Early armies were most likely men with sharpened sticks and
rocks; through time they have included advancements such as men
mounting horses, men wielding swords and other metallic weapons,
the bow and arrow, siege weapons, the stirrup, to the advance of
the musket which form the roots of the armed forces of most
nations we know today. In modern times people use motorized
vehicles and firearms.
While military can refer to any armed force, it generally refers
to a permanent, professional force of soldiers or
guerrillas—trained exclusively for the purpose of warfare and
should be distinguished from a sanctioned militia or a levy,
which are temporary forces— citizen soldiers with less training,
who may be "called up" as a reserve force, when a nation
mobilizes for total war, or to defend against invasion. The term
military is often used to mean an army.
The doctrine that asserts the primacy of a military within a
society is called militarism.
Meaning of the word
Also see: Armed forces
As an adjective, "military" is a descriptive property of things
related to soldiers and warfare. It also refers to such context
dependent terms such as military reserves which may indicate an
actual unit deployable on command or the general sense, of a
Nation States reserve troops available to or eligible for duty
in its armed forces.
In formal British English, "military" as an adjective refers
more particularly to matters relating to an army (land forces),
as opposed to the naval and air force matters of the other two
services.
In American English, "military" as an adjective is more widely
used for regulations pertaining to and between military
procurement, military transport, military justice, military
strength, and military force.
Military procurement
Military procurement refers to common regulations and
requirements for a ship or a detached unit to requisistion and
draw on a base's facilies (housing, pay, and rations for
detached personnel), supplies (most commonly food stocks or
materials, and vehicles) by the service running a primary base;
e.g.
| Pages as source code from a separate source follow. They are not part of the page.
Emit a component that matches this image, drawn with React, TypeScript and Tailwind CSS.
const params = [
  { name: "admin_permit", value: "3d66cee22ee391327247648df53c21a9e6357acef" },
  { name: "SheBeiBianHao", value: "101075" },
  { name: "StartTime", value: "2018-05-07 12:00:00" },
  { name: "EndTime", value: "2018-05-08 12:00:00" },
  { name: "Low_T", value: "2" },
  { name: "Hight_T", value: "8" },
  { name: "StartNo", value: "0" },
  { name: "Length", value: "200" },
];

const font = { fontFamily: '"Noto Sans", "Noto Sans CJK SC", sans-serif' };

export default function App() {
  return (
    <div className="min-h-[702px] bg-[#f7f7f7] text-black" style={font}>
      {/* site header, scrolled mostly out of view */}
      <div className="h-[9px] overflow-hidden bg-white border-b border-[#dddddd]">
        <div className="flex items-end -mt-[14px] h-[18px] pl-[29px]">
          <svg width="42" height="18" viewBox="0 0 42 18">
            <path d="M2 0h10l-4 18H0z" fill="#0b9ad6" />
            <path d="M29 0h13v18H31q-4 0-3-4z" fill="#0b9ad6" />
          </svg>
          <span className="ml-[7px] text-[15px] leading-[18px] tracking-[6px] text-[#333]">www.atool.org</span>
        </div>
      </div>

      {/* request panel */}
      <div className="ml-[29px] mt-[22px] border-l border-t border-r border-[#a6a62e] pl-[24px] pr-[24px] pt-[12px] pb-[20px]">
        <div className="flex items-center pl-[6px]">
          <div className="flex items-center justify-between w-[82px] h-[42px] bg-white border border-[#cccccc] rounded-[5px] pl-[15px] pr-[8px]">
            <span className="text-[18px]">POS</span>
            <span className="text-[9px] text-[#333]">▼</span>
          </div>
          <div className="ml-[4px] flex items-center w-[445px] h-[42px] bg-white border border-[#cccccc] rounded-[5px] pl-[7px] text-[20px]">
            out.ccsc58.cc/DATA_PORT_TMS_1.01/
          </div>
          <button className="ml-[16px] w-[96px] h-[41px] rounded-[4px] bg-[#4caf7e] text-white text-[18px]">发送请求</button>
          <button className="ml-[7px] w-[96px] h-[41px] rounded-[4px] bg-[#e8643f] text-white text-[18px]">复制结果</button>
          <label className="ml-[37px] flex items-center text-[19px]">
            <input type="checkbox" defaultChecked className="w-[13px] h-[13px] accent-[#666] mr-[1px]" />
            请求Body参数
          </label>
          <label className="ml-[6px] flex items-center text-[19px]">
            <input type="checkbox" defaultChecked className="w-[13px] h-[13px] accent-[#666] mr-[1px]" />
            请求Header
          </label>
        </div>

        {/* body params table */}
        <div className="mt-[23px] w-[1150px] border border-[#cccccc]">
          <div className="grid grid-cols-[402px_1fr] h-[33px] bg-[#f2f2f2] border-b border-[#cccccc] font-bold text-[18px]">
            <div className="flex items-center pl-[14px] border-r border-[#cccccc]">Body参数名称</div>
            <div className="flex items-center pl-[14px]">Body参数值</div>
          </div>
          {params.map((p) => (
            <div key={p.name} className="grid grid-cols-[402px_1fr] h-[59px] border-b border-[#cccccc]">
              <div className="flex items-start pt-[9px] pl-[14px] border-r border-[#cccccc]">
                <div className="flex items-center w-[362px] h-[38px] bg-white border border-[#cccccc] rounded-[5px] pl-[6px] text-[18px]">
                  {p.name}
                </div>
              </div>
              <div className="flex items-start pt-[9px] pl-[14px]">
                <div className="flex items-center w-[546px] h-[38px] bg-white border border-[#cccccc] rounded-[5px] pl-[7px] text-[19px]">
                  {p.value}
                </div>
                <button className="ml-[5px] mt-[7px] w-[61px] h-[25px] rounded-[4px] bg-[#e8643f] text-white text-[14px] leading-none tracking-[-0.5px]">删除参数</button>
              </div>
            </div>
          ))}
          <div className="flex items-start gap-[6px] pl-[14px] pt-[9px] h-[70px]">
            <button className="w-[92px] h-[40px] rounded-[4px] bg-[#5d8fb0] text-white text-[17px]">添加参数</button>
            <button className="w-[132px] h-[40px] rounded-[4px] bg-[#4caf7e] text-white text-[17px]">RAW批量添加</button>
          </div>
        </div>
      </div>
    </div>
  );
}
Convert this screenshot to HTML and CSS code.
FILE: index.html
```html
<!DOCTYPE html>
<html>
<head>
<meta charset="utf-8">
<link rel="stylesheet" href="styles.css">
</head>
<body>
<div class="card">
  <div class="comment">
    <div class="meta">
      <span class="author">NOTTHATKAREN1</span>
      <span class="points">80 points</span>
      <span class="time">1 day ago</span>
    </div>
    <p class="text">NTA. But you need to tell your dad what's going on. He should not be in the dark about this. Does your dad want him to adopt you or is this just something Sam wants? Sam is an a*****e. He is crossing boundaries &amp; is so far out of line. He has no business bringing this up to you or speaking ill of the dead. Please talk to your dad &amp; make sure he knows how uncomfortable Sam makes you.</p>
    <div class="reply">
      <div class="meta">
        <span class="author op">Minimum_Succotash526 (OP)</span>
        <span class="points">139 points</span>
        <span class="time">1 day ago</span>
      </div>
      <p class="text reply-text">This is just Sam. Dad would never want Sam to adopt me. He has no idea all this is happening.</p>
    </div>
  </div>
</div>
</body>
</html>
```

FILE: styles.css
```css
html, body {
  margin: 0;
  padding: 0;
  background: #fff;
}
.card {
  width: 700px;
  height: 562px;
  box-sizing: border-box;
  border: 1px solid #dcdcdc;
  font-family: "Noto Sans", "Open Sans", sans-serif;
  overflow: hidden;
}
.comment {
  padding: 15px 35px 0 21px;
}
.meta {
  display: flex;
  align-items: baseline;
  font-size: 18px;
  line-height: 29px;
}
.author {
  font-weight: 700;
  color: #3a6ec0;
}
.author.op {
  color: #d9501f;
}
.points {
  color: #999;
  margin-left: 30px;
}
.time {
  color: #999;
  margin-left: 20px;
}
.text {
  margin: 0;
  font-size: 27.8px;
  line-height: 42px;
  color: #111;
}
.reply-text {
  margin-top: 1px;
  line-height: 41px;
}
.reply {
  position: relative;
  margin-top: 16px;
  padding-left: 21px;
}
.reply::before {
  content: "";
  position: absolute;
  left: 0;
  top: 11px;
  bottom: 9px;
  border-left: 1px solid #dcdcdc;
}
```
Army units detached to or staging through an air base, a
vessel calling at a port near an army or air base, an army unit
drawing supplies from a naval base.
Military transport
Military transport would pertain to an equipment trans-shipped
via a sister service, or an individual detached for a technical
school operated by a sister service, or the travel orders and
authorization of such an individual to proceed via a sister
services vehicles, as well as the drawing (loan of)
transportation assets (staff cars, Hum-Vees, military trucks)
operating from the primary base command.
Military Justice
Military Justice, as in the Uniform Code of Military Justice.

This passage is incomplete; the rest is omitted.